*TASK INSTRUCTIONS*
Filter for the word "this" and keep each matching line.

--- BEGIN EXTRACTED INFORMATION ---

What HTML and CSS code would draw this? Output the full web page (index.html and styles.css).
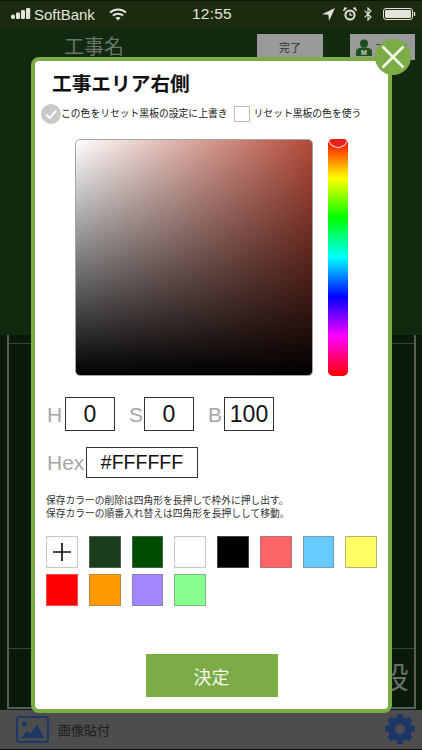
FILE: index.html
```html
<!DOCTYPE html>
<html lang="ja">
<head>
<meta charset="utf-8">
<title>工事エリア右側</title>
<link rel="stylesheet" href="styles.css">
</head>
<body>
<div class="screen">
  <div class="status">
    <svg class="ic-signal" viewBox="0 0 20 12" width="20" height="12"><rect x="0" y="6.5" width="4" height="4.5" rx="1.8" fill="#e4e4dc"/><rect x="5" y="4.5" width="4" height="6.5" rx="1.2" fill="#e4e4dc"/><rect x="10" y="2" width="4" height="9" rx="1.2" fill="#e4e4dc"/><rect x="15" y="0" width="4.2" height="11" rx="1.2" fill="#e4e4dc"/></svg>
    <span class="carrier">SoftBank</span>
    <svg class="ic-wifi" viewBox="0 0 18 13" width="18" height="13"><path d="M1 4.6C5.6.4 12.4.4 17 4.6" fill="none" stroke="#e4e4dc" stroke-width="2"/><path d="M3.9 7.6C6.8 5.2 11.2 5.2 14.1 7.6" fill="none" stroke="#e4e4dc" stroke-width="2"/><path d="M6.4 9.8C8 8.7 10 8.7 11.6 9.8L9 12.6Z" fill="#e4e4dc"/></svg>
    <span class="clock">12:55</span>
    <svg class="ic-loc" viewBox="0 0 13 13" width="13" height="13"><path d="M13 0L0 6.2L6.4 6.8L7 13Z" fill="#e4e4dc"/></svg>
    <svg class="ic-alarm" viewBox="0 0 14 14" width="14" height="14"><circle cx="7" cy="8" r="4.6" fill="none" stroke="#e4e4dc" stroke-width="2"/><path d="M7 5.4V8.2H9.4" fill="none" stroke="#e4e4dc" stroke-width="1.2"/><path d="M.6 4L3.6 1L1.6.8Z M13.4 4L10.4 1L12.4.8Z" fill="#e4e4dc" stroke="#e4e4dc"/></svg>
    <svg class="ic-bt" viewBox="0 0 8 14" width="8" height="14"><path d="M.6 3.6L7 10L4 13V1L7 4L.6 10.4" fill="none" stroke="#e4e4dc" stroke-width="1.1"/></svg>
    <svg class="ic-batt" viewBox="0 0 33 12" width="33" height="12"><rect x=".5" y=".5" width="29" height="11" rx="2.5" fill="none" stroke="#e4e4dc"/><rect x="2" y="2" width="26" height="8" rx="1.2" fill="#e4e4dc"/><rect x="30.8" y="4" width="1.4" height="4" fill="#e4e4dc"/></svg>
  </div>

  <div class="backdrop-head">
    <span class="project-name">工事名</span>
    <span class="head-btn head-done">完了</span>
    <span class="head-btn head-user">
      <svg viewBox="0 0 16 17" width="16" height="17"><circle cx="8" cy="4.5" r="4" fill="#1f4f1e"/><path d="M0 17V12.5C0 10 3 8.5 8 8.5S16 10 16 12.5V17Z" fill="#1f4f1e"/><text x="8" y="15.5" class="user-m">M</text></svg>
      <span>マスタ</span>
    </span>
  </div>

  <div class="backdrop-body">
    <div class="frame">
      <div class="frame-top"></div>
      <div class="frame-mid"></div>
      <div class="frame-low"><span class="frame-text">段</span></div>
    </div>
  </div>

  <div class="toolbar">
    <svg class="ic-image" viewBox="0 0 33 27" width="33" height="27"><rect x="1" y="1" width="31" height="25" rx="2" fill="none" stroke="#1d3866" stroke-width="2"/><circle cx="8.5" cy="8" r="2.6" fill="#1d3866"/><path d="M5 22L11.5 15L14.5 17.5L21 8.5L28.5 22Z" fill="#1d3866"/></svg>
    <span class="toolbar-label">画像貼付</span>
    <svg class="ic-gear" viewBox="0 0 30 30" width="30" height="30">
      <circle cx="15" cy="15" r="8.5" fill="none" stroke="#1d3866" stroke-width="7"/>
      <g fill="#1d3866">
        <rect x="12" y="0" width="6" height="6" rx="1"/>
        <rect x="12" y="0" width="6" height="6" rx="1" transform="rotate(45 15 15)"/>
        <rect x="12" y="0" width="6" height="6" rx="1" transform="rotate(90 15 15)"/>
        <rect x="12" y="0" width="6" height="6" rx="1" transform="rotate(135 15 15)"/>
        <rect x="12" y="0" width="6" height="6" rx="1" transform="rotate(180 15 15)"/>
        <rect x="12" y="0" width="6" height="6" rx="1" transform="rotate(225 15 15)"/>
        <rect x="12" y="0" width="6" height="6" rx="1" transform="rotate(270 15 15)"/>
        <rect x="12" y="0" width="6" height="6" rx="1" transform="rotate(315 15 15)"/>
      </g>
    </svg>
  </div>

  <div class="modal">
    <button class="close" type="button" aria-label="閉じる">
      <svg viewBox="0 0 24 24" width="24" height="24"><path d="M1.5 1.5L22.5 22.5M22.5 1.5L1.5 22.5" stroke="#f4f8ee" stroke-width="2.6" fill="none"/></svg>
    </button>
    <h1 class="title">工事エリア右側</h1>
    <div class="options">
      <span class="check-on">
        <svg viewBox="0 0 20 20" width="20" height="20"><circle cx="10" cy="10" r="10" fill="#c9c9c9"/><path d="M5 10.5L8.6 14L15.2 6.6" fill="none" stroke="#fff" stroke-width="2"/></svg>
      </span>
      <span class="opt-text">この色をリセット黒板の設定に上書き</span>
      <span class="check-off"></span>
      <span class="opt-text">リセット黒板の色を使う</span>
    </div>
    <div class="picker-row">
      <div class="sv-square"></div>
      <div class="hue-bar"><span class="hue-knob"></span></div>
    </div>
    <div class="hsb-row">
      <span class="lbl lbl-h">H</span><span class="val val-sm">0</span>
      <span class="lbl lbl-s">S</span><span class="val val-sm">0</span>
      <span class="lbl lbl-b">B</span><span class="val val-sm">100</span>
    </div>
    <div class="hex-row">
      <span class="lbl lbl-hex">Hex</span><span class="val val-hex">#FFFFFF</span>
    </div>
    <p class="notes">保存カラーの削除は四角形を長押しで枠外に押し出す。<br>保存カラーの順番入れ替えは四角形を長押しして移動。</p>
    <div class="swatches">
      <span class="swatch sw-add"><svg viewBox="0 0 18 18" width="18" height="18"><path d="M9 0V18M0 9H18" stroke="#111" stroke-width="1.7"/></svg></span>
      <span class="swatch sw-1"></span>
      <span class="swatch sw-2"></span>
      <span class="swatch sw-3"></span>
      <span class="swatch sw-4"></span>
      <span class="swatch sw-5"></span>
      <span class="swatch sw-6"></span>
      <span class="swatch sw-7"></span>
      <span class="swatch sw-8"></span>
      <span class="swatch sw-9"></span>
      <span class="swatch sw-10"></span>
      <span class="swatch sw-11"></span>
    </div>
    <button class="confirm" type="button">決定</button>
  </div>
</div>
</body>
</html>
```
FILE: styles.css
```css
* { box-sizing: border-box; }
html, body { margin: 0; padding: 0; }
body {
  font-family: "Liberation Sans", "Noto Sans CJK JP", sans-serif;
  background: #000;
}
.screen {
  position: relative;
  width: 422px;
  height: 750px;
  overflow: hidden;
  display: flex;
  flex-direction: column;
  background: #0a1a0a;
}

/* status bar */
.status {
  height: 27px;
  flex: none;
  display: flex;
  align-items: center;
  background: #1c2a0d;
  border-top: 1px solid #0c1206;
  color: #e4e4dc;
  padding-left: 11px;
}
.ic-signal { flex: none; }
.carrier { font-size: 15px; margin-left: 3px; width: 66px; }
.ic-wifi { margin-left: 9px; flex: none; }
.clock { font-size: 15.5px; font-weight: 500; margin-left: 65px; width: 42px; letter-spacing: .2px; }
.ic-loc { margin-left: 88px; flex: none; }
.ic-alarm { margin-left: 8px; flex: none; }
.ic-bt { margin-left: 7px; flex: none; }
.ic-batt { margin-left: 11px; flex: none; }

/* dimmed page behind the dialog */
.backdrop-head {
  height: 308px;
  flex: none;
  display: flex;
  align-items: flex-start;
  background: #10290f;
  padding-top: 7px;
}
.project-name {
  font-size: 20px;
  line-height: 27px;
  color: #6b756a;
  margin-left: 64px;
  width: 193px;
}
.head-btn {
  height: 26px;
  background: #9a9a9a;
  display: flex;
  align-items: center;
  justify-content: center;
  font-size: 11px;
  color: #2a3a2a;
}
.head-done { width: 66px; }
.head-user { width: 65px; margin-left: 27px; gap: 3px; justify-content: flex-start; padding-left: 6px; }
.user-m { font: bold 7px "Liberation Sans", sans-serif; fill: #ccc; text-anchor: middle; }

.backdrop-body {
  flex: 1;
  min-height: 0;
  padding: 0 6.5px 1px 7px;
}
.frame {
  height: 100%;
  display: flex;
  flex-direction: column;
  border: 2px solid #5b5f5a;
  border-top: 0;
}
.frame-top { height: 9px; flex: none; border-bottom: 1px solid #3c443b; }
.frame-mid { height: 305px; flex: none; border-bottom: 1px solid #3c443b; }
.frame-low {
  flex: 1;
  display: flex;
  justify-content: flex-end;
  align-items: center;
  padding-right: 5px;
}
.frame-text { font-size: 30px; line-height: 1; color: #6b6f6a; }

.toolbar {
  height: 40px;
  flex: none;
  display: flex;
  align-items: center;
  background: #4d4d4d;
  border-bottom: 1px solid #111;
  padding-left: 16px;
}
.ic-image { flex: none; margin-top: -1px; }
.toolbar-label { font-size: 13px; color: #1c1c1c; margin-left: 9px; }
.ic-gear { margin-left: auto; margin-right: 7px; margin-top: -1px; flex: none; }

/* dialog */
.modal {
  position: absolute;
  left: 31px;
  top: 57px;
  width: 361px;
  height: 656px;
  display: flex;
  flex-direction: column;
  background: #fff;
  border: 4px solid #7cac45;
  border-radius: 8px;
  padding-bottom: 12px;
}
.close {
  position: absolute;
  right: -23px;
  top: -22px;
  width: 36px;
  height: 36px;
  padding: 0;
  border: 0;
  border-radius: 50%;
  background: #7cac45;
  display: flex;
  align-items: center;
  justify-content: center;
}
.title {
  margin: 9px 0 0 17px;
  font-size: 19.7px;
  line-height: 28px;
  font-weight: 700;
  color: #111;
}
.options {
  display: flex;
  align-items: center;
  height: 20px;
  margin: 6px 0 0 6px;
}
.check-on { width: 20px; height: 20px; flex: none; }
.check-on svg { display: block; }
.opt-text { font-size: 9.8px; line-height: 20px; color: #222; white-space: nowrap; }
.check-off {
  width: 16px;
  height: 16px;
  flex: none;
  margin: 0 4px 0 6px;
  border: 1px solid #bdbdbd;
  background: #fff;
}
.picker-row {
  display: flex;
  gap: 15px;
  margin: 15px 0 0 40px;
}
.sv-square {
  width: 238px;
  height: 237px;
  border: 1px solid #a5a5a5;
  border-radius: 5px;
  background:
    linear-gradient(to top, #000, rgba(0, 0, 0, 0)),
    linear-gradient(to right, #fff, #b34a38);
}
.hue-bar {
  position: relative;
  width: 20px;
  height: 237px;
  border-radius: 5px;
  overflow: hidden;
  background: linear-gradient(to bottom, #f00, #ff0 16.67%, #0f0 33.33%, #0ff 50%, #00f 66.67%, #f0f 83.33%, #f00);
}
.hue-knob {
  position: absolute;
  left: 0;
  top: -10px;
  width: 20px;
  height: 19px;
  border-radius: 50%;
  background: #e8201c;
  border: 1px solid #f6e4dc;
}
.hsb-row {
  display: flex;
  align-items: center;
  margin: 21px 0 0 12px;
}
.hex-row {
  display: flex;
  align-items: center;
  margin: 16px 0 0 12px;
}
.lbl { font-size: 21px; color: #a6a6a6; line-height: 1; }
.lbl-h { width: 18px; }
.lbl-s { width: 15px; margin-left: 14px; }
.lbl-b { width: 16px; margin-left: 14px; }
.lbl-hex { width: 39px; }
.val {
  display: flex;
  align-items: center;
  justify-content: center;
  border: 1px solid #333;
  color: #111;
  background: #fff;
}
.val-sm { width: 50px; height: 34px; font-size: 23px; }
.val-hex { width: 112px; height: 31px; font-size: 19.5px; }
.notes {
  margin: 16px 0 0 11px;
  font-size: 9.75px;
  line-height: 13px;
  color: #333;
  white-space: nowrap;
}
.swatches {
  display: grid;
  grid-template-columns: repeat(8, 31.75px);
  grid-auto-rows: 31.5px;
  column-gap: 11px;
  row-gap: 6.5px;
  margin: 16px 0 0 11px;
}
.swatch {
  display: flex;
  align-items: center;
  justify-content: center;
  border: 1px solid rgba(120, 120, 120, .55);
}
.sw-add { background: #fff; border-color: #c8c8c8; }
.sw-1 { background: #1a3d1c; }
.sw-2 { background: #004d00; }
.sw-3 { background: #fff; border-color: #c8c8c8; }
.sw-4 { background: #000; }
.sw-5 { background: #ff6666; }
.sw-6 { background: #66ccff; }
.sw-7 { background: #ffff66; }
.sw-8 { background: #ff0000; border-color: rgba(255, 120, 120, .6); }
.sw-9 { background: #ff9900; }
.sw-10 { background: #a385ff; }
.sw-11 { background: #88ff91; }
.confirm {
  margin-top: auto;
  align-self: center;
  width: 132px;
  height: 43px;
  padding: 0;
  border: 0;
  background: #7cac45;
  color: #f6f9f0;
  font-family: inherit;
  font-size: 18px;
}
```
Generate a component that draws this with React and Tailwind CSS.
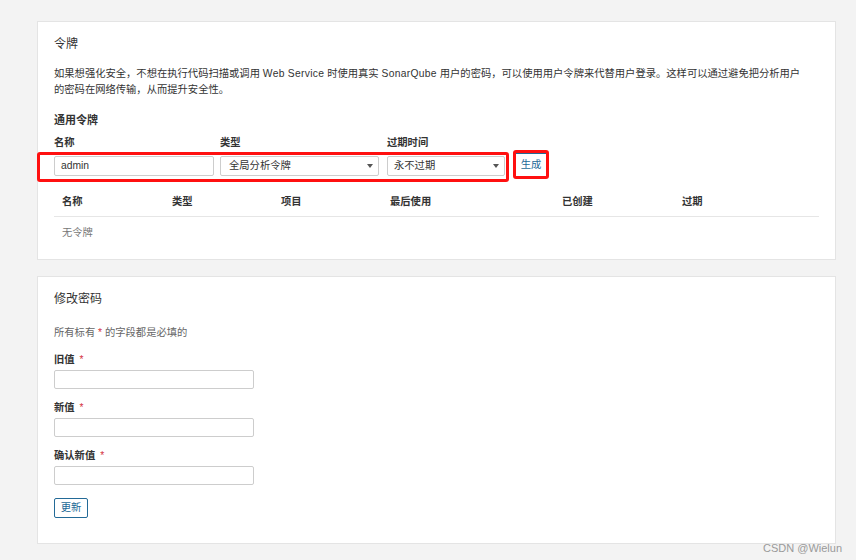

--- END EXTRACTED INFORMATION ---

*WRITTEN SOLUTION*
What HTML and CSS code would draw this? Output the full web page (index.html and styles.css).
Generate a component that draws this with React and Tailwind CSS.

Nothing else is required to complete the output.